The lyrics are wonderful, and capture something specific about the fall of 2020, particularly in the midwest. In the weeks leading up to the election the pandemic was surging in Wisconsin, there was a point where the rate of new cases was as bad there as anywhere in the country. Wisconsin, like Michigan, went red in 2016 and it was really unclear whether it would swing back in 2020. The song is not directly about the pandemic or the election, instead it’s about preparing for a storm, which functions as a metaphor for both. One hallmark of this moment is the maddening way in which our fellow Americans refuse to take the pandemic seriously, misplacing blame and condemning us to scores of unnecessary deaths and months upon months of lockdowns. Nothing captures my lament at that foolishness quite like these lines:

You were stocking up before the storm
Stacked yourself against the odds
Talkin’ back to an act of God

5. Jill Magid’s Tender

I normally follow a rule when I make these annual lists of artworks that the entries can only be things that I saw and experienced myself that year. These posts are never an attempt to list the best artworks of a given year, because I could never see enough to make such a list comprehensive (even when travel was possible), and I don’t want to rely only on documentation of an artwork. I’m making an exception here. 

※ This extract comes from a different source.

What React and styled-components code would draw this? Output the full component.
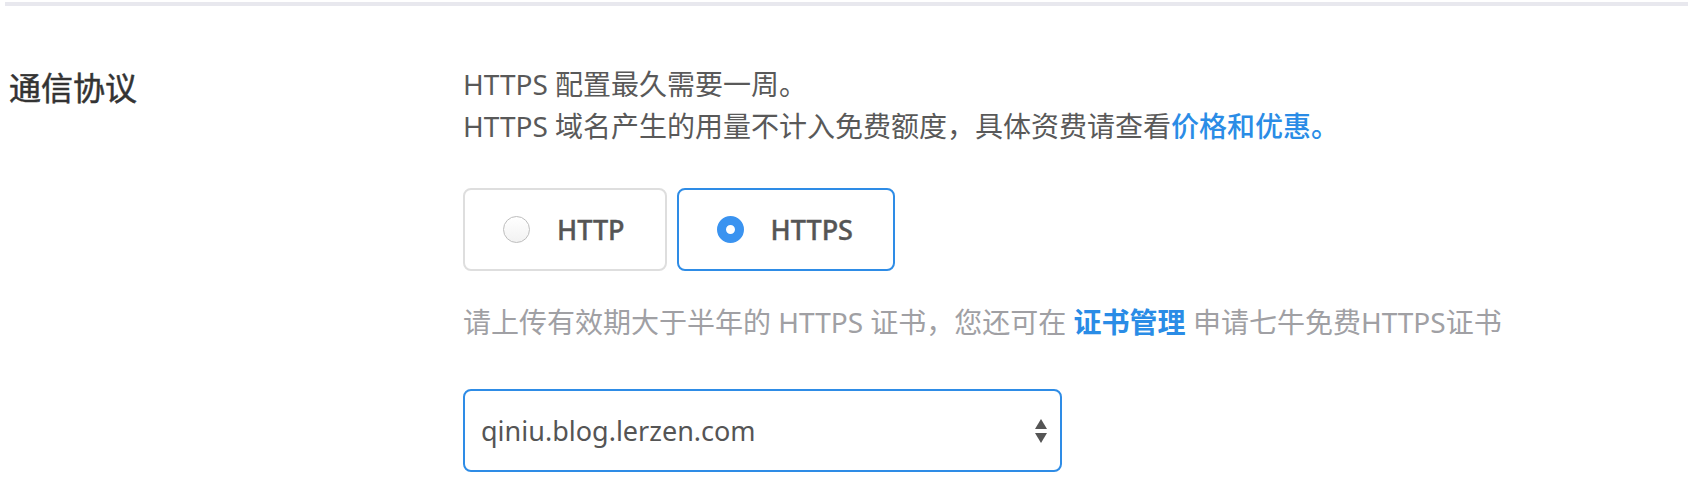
import styled, { createGlobalStyle } from "styled-components";

const GlobalStyle = createGlobalStyle`
  html, body {
    margin: 0;
    padding: 0;
    background: #fff;
  }
  body {
    font-family: "Noto Sans", "Noto Sans CJK SC", sans-serif;
  }
`;

const TopBar = styled.div`
  height: 4px;
  margin: 2px 0 0 5px;
  background: #e8e8ee;
`;

const Section = styled.section`
  display: grid;
  grid-template-columns: 454px 1fr;
  padding: 57px 0 0 9px;
`;

const Label = styled.h3`
  margin: 0;
  padding-top: 4px;
  font-size: 32px;
  line-height: 42px;
  font-weight: 400;
  color: #333;
  -webkit-text-stroke: 0.5px #333;
`;

const Content = styled.div`
  display: flex;
  flex-direction: column;
  align-items: flex-start;
`;

const Notice = styled.p`
  margin: 0;
  font-size: 28px;
  line-height: 42px;
  color: #595959;
`;

const Link = styled.a`
  color: #2a8ce6;
  text-decoration: none;
  font-weight: ${(p) => (p.bold ? 700 : 500)};
  cursor: pointer;
`;

const RadioGroup = styled.div`
  display: flex;
  gap: 10px;
  margin-top: 41px;
`;

const RadioCard = styled.label`
  display: flex;
  align-items: center;
  gap: 27px;
  box-sizing: border-box;
  height: 83px;
  padding: 0 40px 0 38px;
  border: 2px solid ${(p) => (p.checked ? "#2e8ce6" : "#dedede")};
  border-radius: 8px;
  font-size: 27px;
  font-weight: 500;
  color: #555;
  -webkit-text-stroke: 0.4px #555;
  cursor: pointer;
`;

const RadioDot = styled.span`
  box-sizing: border-box;
  width: 27px;
  height: 27px;
  border-radius: 50%;
  flex-shrink: 0;
  ${(p) =>
    p.checked
      ? `
    background: #fff;
    border: 9.5px solid #3a93f0;
  `
      : `
    background: linear-gradient(#fff, #f2f2f2);
    border: 1.5px solid #bdbdbd;
  `}
`;

const Hint = styled.p`
  margin: 30px 0 0;
  font-size: 28px;
  line-height: 42px;
  color: #a0a0a4;
`;

const Select = styled.div`
  display: flex;
  align-items: center;
  justify-content: space-between;
  box-sizing: border-box;
  width: 599px;
  height: 83px;
  margin-top: 46px;
  padding: 0 11px 0 16px;
  border: 2px solid #2e8ce6;
  border-radius: 8px;
  font-size: 27px;
  color: #555;
`;

const Arrows = () => (
  <svg width="16" height="28" viewBox="0 0 16 28">
    <path d="M8 2 L14 12 H2 Z" fill="#555" />
    <path d="M8 26 L14 16 H2 Z" fill="#555" />
  </svg>
);

const options = [
  { value: "http", label: "HTTP" },
  { value: "https", label: "HTTPS" },
];

export default function App() {
  const selected = "https";
  return (
    <>
      <GlobalStyle />
      <TopBar />
      <Section>
        <Label>通信协议</Label>
        <Content>
          <Notice>HTTPS 配置最久需要一周。</Notice>
          <Notice>
            HTTPS 域名产生的用量不计入免费额度，具体资费请查看
            <Link>价格和优惠。</Link>
          </Notice>
          <RadioGroup>
            {options.map((o) => (
              <RadioCard key={o.value} checked={o.value === selected}>
                <RadioDot checked={o.value === selected} />
                {o.label}
              </RadioCard>
            ))}
          </RadioGroup>
          <Hint>
            请上传有效期大于半年的 HTTPS 证书，您还可在 <Link bold>证书管理</Link>{" "}
            申请七牛免费HTTPS证书
          </Hint>
          <Select>
            <span>qiniu.blog.lerzen.com</span>
            <Arrows />
          </Select>
        </Content>
      </Section>
    </>
  );
}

In September the conceptual artist Jill Magid worked with Creative Time to launch a project called Tender. She altered 120,000 US pennies to contain a tiny etching along their edges that read, “THE BODY WAS ALREADY SO FRAGILE.” The total value of the coins is $1,200, equivalent to one COVID-19 stimulus check in the first round of direct relief. They were wrapped in special coin rolls and distributed to bodegas in all five boroughs of New York City. The length and spread of the project is not determined, the coins will continue to circulate indefinitely. You might end up with one someday. 

This project is one of my favorite, even though I haven’t seen any of the pennies, I’m not sure there’s even a way to do that. I suppose you could shop in lots of New York bodegas with cash and hope to get lucky, but realistically you’ll never see one of these pennies. That lack of direct experience actually makes the work stronger. In a press release about the project, Magid says, “Tender pennies enter the local economy quietly, and travel like rumor.” They also travel like a virus. There’s no way to know if you’ll ever see one of these pennies, but you know they’re out there. Tender is about transmission and exchange, the tension between strength and vulnerability in our interconnectedness, both economically and biologically.